* _Task instructions_: Spot each line in the records below where the word "screenshot" occurs, then copy it.

-- Begin Stored rows --

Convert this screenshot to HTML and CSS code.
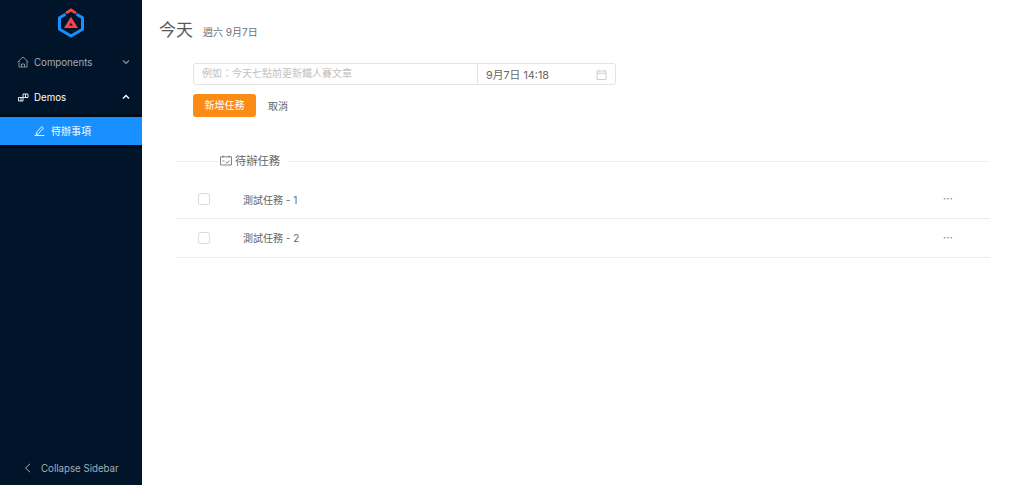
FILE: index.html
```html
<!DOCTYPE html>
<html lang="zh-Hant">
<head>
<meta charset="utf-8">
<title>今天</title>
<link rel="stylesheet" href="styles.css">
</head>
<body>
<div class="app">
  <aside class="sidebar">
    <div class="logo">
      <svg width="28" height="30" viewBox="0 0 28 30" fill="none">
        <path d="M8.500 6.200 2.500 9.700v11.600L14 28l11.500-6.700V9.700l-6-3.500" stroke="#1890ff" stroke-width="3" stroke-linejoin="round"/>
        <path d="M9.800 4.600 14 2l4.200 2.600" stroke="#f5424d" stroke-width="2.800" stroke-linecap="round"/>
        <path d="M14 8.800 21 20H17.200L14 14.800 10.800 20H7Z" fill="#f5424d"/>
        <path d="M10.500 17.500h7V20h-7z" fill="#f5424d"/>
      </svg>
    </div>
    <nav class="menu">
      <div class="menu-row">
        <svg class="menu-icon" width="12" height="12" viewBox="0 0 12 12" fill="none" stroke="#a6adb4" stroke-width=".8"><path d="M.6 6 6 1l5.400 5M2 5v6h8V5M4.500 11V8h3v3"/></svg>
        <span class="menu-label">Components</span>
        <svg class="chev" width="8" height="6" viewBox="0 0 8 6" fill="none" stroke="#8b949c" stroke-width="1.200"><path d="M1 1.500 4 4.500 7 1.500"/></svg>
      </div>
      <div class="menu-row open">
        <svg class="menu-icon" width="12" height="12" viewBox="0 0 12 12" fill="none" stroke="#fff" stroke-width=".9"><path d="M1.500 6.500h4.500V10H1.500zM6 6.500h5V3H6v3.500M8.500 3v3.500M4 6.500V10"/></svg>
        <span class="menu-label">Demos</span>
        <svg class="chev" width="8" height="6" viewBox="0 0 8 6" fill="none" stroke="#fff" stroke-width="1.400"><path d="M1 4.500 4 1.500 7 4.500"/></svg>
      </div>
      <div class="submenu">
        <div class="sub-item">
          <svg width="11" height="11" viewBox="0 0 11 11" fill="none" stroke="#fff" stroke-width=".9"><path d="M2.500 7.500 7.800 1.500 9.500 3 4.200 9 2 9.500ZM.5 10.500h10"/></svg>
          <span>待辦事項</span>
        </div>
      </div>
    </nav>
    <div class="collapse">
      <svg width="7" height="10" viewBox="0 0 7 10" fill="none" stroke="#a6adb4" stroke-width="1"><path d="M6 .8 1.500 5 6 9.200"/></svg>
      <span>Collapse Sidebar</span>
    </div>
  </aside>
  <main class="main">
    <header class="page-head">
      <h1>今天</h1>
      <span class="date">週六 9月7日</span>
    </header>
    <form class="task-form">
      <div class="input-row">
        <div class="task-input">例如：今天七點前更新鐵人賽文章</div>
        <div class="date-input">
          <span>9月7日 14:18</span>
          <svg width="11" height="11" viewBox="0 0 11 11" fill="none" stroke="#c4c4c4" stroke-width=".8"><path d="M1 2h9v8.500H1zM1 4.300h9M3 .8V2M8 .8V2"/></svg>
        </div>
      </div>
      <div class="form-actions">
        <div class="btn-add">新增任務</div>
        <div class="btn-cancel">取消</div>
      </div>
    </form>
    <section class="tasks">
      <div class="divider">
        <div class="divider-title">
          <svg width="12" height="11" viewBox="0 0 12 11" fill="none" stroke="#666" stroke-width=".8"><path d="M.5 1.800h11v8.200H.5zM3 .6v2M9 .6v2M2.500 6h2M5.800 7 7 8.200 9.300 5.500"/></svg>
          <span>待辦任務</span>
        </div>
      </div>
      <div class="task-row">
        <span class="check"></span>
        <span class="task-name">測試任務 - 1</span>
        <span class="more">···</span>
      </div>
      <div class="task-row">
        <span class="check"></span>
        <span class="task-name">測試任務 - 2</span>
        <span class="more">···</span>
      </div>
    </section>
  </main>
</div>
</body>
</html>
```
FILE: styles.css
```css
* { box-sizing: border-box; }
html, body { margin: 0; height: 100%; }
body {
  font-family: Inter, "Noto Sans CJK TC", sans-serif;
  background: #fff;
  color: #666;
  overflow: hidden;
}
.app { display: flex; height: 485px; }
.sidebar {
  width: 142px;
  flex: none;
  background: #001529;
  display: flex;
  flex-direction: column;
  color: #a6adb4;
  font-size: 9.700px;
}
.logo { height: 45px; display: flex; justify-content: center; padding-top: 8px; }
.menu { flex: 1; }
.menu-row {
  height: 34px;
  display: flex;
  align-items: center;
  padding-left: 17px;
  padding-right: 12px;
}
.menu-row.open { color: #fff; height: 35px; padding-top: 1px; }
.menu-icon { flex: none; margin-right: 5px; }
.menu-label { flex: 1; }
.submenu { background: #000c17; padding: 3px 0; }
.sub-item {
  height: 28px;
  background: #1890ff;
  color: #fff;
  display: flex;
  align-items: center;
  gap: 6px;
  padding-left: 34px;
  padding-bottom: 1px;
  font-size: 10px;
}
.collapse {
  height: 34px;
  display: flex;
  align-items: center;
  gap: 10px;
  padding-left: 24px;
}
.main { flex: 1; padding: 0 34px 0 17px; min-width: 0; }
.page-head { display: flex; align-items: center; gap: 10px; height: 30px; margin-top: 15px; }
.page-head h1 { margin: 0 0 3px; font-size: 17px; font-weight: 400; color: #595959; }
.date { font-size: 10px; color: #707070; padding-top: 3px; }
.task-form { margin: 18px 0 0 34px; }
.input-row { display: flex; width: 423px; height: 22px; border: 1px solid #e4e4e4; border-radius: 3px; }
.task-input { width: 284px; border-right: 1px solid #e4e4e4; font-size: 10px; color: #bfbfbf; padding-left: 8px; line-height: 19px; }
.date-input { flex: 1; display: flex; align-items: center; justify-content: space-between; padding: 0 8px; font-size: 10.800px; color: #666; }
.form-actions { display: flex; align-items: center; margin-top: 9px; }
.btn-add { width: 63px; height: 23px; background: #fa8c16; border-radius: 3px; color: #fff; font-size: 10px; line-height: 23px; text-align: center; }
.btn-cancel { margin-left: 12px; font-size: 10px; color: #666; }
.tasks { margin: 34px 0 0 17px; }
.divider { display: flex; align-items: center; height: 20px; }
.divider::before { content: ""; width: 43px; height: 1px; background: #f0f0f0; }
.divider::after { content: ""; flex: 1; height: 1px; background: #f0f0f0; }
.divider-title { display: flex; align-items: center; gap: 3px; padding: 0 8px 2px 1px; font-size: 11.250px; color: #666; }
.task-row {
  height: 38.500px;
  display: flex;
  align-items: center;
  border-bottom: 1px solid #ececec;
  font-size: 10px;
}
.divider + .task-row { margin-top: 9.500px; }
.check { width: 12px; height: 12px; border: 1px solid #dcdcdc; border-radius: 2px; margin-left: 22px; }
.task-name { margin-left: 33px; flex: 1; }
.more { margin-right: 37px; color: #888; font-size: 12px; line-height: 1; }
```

-- End Stored rows --
-- Begin Stored rows --

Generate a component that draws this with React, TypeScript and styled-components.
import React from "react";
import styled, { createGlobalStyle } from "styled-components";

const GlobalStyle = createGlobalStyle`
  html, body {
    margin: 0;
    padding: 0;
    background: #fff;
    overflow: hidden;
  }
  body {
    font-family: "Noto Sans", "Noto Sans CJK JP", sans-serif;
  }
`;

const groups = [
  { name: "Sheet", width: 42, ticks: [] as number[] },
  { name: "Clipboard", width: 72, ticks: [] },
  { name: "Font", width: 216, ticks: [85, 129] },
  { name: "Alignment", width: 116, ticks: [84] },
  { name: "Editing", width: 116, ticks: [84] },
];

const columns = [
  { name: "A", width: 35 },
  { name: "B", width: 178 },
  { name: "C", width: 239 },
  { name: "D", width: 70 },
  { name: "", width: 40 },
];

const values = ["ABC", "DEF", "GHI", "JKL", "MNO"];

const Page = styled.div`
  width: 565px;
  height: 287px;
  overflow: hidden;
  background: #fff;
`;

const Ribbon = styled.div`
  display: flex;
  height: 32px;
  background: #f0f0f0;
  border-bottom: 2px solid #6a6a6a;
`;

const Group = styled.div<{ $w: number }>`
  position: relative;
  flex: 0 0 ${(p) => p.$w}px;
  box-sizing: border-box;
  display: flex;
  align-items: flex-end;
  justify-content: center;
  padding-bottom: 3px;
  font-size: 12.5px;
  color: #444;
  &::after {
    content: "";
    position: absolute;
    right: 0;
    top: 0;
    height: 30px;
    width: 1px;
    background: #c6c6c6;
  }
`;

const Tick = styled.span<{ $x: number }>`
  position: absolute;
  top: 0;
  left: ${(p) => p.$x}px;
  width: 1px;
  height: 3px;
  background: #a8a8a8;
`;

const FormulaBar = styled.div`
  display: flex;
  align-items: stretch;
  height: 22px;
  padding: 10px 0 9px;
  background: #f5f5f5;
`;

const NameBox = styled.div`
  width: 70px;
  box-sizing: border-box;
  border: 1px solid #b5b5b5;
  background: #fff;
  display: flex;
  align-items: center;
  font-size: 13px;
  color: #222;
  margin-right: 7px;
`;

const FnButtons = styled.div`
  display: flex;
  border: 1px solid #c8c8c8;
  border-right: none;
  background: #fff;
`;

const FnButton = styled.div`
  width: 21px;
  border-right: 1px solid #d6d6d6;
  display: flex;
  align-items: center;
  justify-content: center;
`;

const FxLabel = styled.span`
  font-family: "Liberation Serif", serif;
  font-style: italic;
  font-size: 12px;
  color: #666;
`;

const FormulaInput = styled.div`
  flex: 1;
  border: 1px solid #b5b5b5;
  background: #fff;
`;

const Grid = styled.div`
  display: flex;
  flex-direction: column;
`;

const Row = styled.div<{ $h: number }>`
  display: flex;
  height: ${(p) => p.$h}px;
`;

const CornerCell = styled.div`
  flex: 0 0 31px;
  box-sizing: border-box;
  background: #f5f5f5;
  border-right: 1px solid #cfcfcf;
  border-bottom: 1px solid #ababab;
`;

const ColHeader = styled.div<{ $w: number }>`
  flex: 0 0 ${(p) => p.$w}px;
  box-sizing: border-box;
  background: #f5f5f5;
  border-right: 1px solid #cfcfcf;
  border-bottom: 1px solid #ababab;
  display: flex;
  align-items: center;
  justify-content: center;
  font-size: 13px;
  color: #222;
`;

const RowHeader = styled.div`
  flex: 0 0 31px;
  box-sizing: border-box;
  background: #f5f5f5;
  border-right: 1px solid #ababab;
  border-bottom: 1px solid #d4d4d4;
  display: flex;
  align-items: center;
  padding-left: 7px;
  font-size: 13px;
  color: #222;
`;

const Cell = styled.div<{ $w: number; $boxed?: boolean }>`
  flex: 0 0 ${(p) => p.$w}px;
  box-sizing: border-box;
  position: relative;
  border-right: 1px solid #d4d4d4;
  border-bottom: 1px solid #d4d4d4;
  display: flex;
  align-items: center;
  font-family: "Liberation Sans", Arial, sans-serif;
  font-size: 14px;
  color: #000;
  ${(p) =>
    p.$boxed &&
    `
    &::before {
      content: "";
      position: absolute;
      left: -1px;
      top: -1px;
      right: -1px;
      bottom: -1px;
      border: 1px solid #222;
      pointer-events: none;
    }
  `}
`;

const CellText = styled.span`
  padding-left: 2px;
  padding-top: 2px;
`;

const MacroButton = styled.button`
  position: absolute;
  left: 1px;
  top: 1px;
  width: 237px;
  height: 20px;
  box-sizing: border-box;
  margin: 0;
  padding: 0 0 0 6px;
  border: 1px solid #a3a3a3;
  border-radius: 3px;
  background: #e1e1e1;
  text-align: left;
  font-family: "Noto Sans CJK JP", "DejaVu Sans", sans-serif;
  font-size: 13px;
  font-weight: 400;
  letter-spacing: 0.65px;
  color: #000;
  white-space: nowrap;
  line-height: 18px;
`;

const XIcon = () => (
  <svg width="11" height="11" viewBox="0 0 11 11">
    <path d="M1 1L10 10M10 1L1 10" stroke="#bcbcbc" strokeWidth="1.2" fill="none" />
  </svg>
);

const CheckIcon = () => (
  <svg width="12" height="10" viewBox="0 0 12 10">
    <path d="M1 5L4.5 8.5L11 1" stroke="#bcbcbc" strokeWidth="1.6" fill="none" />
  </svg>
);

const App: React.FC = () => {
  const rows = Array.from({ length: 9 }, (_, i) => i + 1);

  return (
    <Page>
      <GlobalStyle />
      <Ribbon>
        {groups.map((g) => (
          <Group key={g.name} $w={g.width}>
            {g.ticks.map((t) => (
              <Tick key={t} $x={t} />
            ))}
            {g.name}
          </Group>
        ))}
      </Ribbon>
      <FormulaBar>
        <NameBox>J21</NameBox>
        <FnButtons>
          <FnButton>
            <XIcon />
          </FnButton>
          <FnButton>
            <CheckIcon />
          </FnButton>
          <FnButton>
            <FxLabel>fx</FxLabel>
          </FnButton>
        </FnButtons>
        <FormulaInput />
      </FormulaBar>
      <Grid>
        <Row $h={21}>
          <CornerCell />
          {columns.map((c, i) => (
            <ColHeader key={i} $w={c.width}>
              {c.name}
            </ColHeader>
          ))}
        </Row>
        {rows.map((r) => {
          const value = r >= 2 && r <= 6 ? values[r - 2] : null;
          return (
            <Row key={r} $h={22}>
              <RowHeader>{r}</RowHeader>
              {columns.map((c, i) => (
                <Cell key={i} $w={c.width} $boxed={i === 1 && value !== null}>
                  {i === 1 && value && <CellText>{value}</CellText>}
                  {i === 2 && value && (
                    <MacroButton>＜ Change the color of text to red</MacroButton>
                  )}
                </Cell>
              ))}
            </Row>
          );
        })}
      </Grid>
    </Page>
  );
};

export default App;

-- End Stored rows --
-- Begin Stored rows --

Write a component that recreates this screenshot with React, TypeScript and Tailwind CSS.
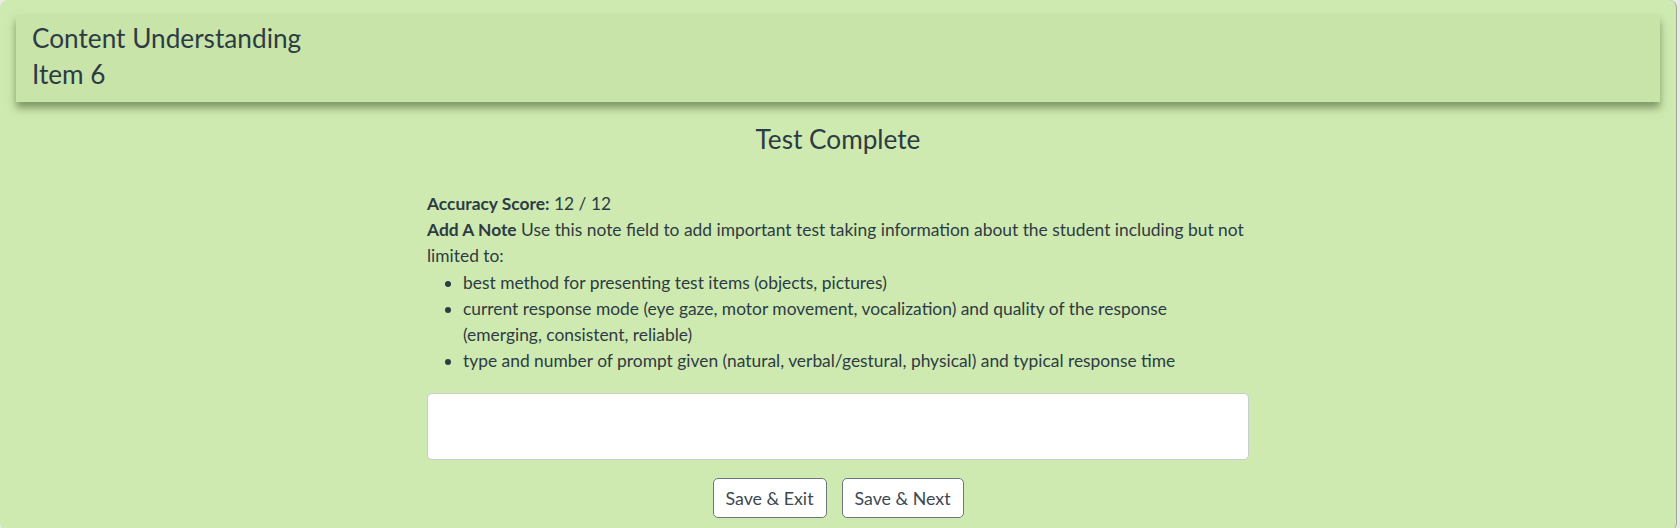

-- End Stored rows --

* _Answer for this exercise_:
Convert this screenshot to HTML and CSS code.
Write a component that recreates this screenshot with React, TypeScript and Tailwind CSS.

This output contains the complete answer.